Exercise goal:
Set down, exactly as written, the lines from the top of the data to the line that holds "const setDirection = v", and omit the pictures.

Collected data:
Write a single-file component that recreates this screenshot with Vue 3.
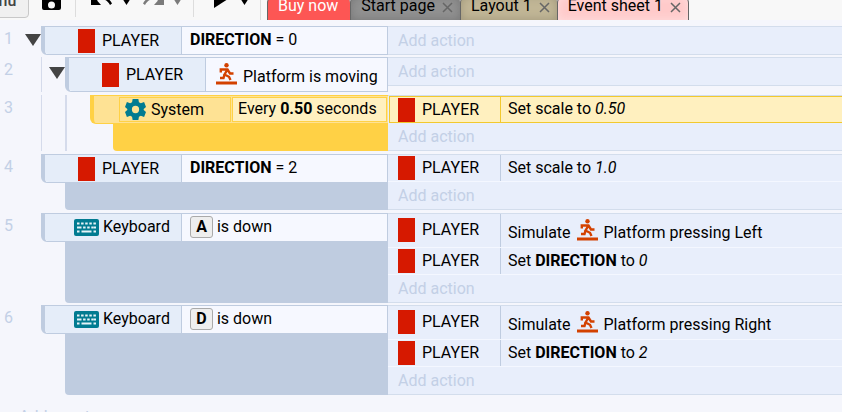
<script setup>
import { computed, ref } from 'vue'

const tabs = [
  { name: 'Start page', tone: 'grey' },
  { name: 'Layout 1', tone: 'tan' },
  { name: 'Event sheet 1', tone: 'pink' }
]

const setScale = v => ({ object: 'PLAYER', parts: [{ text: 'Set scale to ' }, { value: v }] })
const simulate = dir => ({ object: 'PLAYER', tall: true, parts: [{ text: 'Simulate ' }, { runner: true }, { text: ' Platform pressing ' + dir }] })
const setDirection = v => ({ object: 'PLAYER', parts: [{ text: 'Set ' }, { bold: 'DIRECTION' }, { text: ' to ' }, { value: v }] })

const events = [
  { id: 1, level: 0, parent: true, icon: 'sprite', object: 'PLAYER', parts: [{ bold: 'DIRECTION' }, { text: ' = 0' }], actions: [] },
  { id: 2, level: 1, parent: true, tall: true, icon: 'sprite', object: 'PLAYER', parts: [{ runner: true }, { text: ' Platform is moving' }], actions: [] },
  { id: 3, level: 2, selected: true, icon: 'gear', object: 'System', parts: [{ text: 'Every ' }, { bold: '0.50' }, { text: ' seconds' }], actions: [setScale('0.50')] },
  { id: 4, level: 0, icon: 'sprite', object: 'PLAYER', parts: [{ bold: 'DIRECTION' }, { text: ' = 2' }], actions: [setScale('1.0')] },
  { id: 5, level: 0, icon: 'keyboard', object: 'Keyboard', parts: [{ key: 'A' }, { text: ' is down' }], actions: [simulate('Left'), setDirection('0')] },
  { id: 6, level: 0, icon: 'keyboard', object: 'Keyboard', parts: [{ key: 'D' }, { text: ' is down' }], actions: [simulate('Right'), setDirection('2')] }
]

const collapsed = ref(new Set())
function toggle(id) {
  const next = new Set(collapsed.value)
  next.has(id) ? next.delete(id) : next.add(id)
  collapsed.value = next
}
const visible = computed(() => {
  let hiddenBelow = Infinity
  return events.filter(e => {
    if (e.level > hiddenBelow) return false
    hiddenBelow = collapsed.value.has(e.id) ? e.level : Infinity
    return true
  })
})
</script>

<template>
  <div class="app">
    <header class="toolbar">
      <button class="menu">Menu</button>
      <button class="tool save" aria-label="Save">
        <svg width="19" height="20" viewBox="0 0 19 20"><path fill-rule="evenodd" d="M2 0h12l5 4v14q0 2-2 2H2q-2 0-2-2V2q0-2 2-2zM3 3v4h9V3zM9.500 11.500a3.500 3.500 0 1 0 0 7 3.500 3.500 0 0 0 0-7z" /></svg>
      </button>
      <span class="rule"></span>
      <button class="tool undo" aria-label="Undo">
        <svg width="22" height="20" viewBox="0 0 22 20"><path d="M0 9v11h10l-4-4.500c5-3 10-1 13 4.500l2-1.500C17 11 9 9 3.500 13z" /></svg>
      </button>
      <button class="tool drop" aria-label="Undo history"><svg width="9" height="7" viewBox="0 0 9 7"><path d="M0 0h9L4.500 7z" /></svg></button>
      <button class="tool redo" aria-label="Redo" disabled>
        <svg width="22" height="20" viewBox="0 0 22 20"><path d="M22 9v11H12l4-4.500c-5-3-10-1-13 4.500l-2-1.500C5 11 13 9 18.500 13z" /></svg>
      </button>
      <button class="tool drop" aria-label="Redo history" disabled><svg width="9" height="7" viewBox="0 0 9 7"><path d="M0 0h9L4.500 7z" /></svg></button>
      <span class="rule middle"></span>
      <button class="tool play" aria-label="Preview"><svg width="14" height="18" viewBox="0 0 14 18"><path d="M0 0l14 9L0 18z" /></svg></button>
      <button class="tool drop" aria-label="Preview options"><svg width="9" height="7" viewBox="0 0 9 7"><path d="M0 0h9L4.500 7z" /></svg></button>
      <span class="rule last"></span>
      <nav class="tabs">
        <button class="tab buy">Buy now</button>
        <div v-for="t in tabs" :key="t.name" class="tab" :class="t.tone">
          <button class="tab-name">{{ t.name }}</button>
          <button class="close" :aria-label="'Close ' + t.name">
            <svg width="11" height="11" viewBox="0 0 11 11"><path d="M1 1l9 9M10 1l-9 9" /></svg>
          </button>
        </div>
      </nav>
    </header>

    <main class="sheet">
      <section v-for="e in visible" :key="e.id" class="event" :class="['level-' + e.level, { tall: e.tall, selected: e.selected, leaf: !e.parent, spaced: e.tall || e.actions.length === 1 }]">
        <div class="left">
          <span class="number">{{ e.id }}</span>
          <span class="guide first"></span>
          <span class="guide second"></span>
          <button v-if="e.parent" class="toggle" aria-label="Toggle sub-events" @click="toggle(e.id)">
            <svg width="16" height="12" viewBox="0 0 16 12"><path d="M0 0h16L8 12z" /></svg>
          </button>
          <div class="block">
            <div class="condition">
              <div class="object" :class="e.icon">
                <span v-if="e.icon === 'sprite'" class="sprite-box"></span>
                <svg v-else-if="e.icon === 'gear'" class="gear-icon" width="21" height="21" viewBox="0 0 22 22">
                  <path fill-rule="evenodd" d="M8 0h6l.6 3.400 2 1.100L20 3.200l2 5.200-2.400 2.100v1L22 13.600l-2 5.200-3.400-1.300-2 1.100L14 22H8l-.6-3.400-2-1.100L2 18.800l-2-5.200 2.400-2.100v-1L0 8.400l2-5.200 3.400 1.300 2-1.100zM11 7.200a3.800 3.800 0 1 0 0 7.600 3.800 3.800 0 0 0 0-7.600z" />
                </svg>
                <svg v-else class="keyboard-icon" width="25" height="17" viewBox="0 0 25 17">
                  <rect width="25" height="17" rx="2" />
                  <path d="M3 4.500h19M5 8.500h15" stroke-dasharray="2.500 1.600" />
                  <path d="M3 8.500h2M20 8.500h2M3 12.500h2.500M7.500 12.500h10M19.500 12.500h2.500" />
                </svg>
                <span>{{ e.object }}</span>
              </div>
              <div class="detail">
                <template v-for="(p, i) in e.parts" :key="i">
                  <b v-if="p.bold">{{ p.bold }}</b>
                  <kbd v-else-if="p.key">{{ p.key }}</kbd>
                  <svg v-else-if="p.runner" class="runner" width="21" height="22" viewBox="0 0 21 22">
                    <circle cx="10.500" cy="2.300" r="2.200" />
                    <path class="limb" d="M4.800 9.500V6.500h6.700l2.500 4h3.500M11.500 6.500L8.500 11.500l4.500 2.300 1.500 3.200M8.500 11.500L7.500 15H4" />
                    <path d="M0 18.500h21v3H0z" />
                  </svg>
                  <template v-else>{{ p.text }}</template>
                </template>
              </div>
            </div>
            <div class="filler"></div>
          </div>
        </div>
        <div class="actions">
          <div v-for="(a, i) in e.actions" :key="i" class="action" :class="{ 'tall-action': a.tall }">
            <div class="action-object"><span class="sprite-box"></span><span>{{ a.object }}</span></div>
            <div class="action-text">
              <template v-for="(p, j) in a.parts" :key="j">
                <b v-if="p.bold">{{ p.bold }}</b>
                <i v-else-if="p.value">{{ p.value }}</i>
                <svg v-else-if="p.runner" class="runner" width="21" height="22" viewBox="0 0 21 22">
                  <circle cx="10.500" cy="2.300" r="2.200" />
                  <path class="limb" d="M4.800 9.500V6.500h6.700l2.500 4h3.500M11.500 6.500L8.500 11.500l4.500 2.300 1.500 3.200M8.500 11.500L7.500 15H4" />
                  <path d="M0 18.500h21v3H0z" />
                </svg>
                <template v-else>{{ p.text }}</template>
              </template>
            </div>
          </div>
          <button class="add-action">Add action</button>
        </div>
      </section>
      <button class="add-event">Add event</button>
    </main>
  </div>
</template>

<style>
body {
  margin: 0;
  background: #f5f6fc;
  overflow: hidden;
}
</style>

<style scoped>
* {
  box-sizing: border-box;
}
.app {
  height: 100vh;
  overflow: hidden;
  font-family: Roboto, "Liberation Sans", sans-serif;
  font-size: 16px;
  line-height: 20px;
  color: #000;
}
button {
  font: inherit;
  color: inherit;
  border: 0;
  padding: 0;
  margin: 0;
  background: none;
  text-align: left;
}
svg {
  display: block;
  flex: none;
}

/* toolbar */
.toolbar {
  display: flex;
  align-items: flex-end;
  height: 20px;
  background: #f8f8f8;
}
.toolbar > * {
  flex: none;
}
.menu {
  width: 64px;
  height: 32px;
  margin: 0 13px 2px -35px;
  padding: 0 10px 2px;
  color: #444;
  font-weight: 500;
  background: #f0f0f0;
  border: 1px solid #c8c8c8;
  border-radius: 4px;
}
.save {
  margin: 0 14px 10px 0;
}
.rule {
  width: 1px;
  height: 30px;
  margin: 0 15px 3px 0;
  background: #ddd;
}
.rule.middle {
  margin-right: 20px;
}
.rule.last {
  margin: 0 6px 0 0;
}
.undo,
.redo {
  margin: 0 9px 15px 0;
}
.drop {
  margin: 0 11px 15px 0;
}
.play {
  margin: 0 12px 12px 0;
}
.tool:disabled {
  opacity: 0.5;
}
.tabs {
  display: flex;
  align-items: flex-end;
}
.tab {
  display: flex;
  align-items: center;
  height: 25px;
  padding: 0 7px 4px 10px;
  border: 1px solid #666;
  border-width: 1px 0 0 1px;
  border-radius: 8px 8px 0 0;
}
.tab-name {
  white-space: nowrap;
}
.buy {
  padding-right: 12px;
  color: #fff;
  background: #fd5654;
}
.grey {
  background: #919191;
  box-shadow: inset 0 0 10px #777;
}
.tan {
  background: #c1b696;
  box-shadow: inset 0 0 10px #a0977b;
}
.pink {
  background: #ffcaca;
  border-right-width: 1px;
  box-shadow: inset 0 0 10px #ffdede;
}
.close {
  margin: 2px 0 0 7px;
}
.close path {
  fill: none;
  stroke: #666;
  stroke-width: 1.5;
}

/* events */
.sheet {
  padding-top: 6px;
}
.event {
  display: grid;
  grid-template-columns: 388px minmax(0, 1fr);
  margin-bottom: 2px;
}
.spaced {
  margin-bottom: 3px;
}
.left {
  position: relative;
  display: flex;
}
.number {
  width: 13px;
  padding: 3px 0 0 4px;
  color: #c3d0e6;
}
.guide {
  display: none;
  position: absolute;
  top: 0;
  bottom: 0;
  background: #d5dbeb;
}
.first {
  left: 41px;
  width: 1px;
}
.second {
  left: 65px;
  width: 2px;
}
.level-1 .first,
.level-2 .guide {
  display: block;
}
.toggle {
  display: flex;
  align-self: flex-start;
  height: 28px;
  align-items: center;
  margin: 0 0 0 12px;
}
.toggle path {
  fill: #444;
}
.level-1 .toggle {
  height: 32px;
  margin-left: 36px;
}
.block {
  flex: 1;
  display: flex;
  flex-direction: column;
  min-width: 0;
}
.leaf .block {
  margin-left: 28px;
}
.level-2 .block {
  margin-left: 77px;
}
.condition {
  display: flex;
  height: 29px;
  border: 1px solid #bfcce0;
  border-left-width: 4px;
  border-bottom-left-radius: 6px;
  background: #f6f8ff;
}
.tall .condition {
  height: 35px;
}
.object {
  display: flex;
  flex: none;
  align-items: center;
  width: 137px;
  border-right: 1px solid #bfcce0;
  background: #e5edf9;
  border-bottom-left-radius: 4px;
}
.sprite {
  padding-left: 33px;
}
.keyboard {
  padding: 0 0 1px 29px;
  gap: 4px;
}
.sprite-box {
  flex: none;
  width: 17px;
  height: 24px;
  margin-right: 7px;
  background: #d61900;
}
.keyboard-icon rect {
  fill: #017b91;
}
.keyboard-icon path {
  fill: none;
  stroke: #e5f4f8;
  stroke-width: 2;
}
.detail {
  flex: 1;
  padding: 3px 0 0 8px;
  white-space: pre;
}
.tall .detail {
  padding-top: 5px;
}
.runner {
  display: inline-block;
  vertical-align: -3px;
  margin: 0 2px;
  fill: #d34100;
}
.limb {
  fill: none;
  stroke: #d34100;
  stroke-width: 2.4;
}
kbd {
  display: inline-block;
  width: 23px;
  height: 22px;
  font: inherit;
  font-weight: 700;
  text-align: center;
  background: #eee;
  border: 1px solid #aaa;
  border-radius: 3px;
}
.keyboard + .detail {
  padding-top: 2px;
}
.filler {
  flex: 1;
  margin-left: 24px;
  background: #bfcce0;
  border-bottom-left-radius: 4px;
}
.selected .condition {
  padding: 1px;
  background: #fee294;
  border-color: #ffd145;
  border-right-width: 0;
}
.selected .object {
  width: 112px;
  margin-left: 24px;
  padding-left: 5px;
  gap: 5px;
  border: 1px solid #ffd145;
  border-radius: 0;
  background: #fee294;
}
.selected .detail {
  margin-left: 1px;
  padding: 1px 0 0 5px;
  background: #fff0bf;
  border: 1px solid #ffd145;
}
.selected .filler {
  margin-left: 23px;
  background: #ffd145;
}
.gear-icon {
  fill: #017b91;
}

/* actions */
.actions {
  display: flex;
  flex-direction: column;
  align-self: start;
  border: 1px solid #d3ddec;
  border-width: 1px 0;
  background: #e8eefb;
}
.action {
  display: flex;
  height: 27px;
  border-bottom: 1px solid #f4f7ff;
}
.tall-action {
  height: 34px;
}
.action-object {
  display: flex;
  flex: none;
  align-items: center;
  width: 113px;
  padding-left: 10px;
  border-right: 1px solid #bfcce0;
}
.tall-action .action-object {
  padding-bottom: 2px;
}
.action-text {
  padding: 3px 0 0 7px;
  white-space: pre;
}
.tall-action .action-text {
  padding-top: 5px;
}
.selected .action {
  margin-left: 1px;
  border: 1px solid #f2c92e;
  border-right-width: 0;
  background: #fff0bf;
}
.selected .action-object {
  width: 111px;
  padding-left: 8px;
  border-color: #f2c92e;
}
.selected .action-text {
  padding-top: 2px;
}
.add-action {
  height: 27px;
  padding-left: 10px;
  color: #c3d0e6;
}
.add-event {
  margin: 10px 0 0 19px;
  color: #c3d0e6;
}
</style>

Expected answer:
Write a single-file component that recreates this screenshot with Vue 3.
<script setup>
import { computed, ref } from 'vue'

const tabs = [
  { name: 'Start page', tone: 'grey' },
  { name: 'Layout 1', tone: 'tan' },
  { name: 'Event sheet 1', tone: 'pink' }
]

const setScale = v => ({ object: 'PLAYER', parts: [{ text: 'Set scale to ' }, { value: v }] })
const simulate = dir => ({ object: 'PLAYER', tall: true, parts: [{ text: 'Simulate ' }, { runner: true }, { text: ' Platform pressing ' + dir }] })
const setDirection = v => ({ object: 'PLAYER', parts: [{ text: 'Set ' }, { bold: 'DIRECTION' }, { text: ' to ' }, { value: v }] })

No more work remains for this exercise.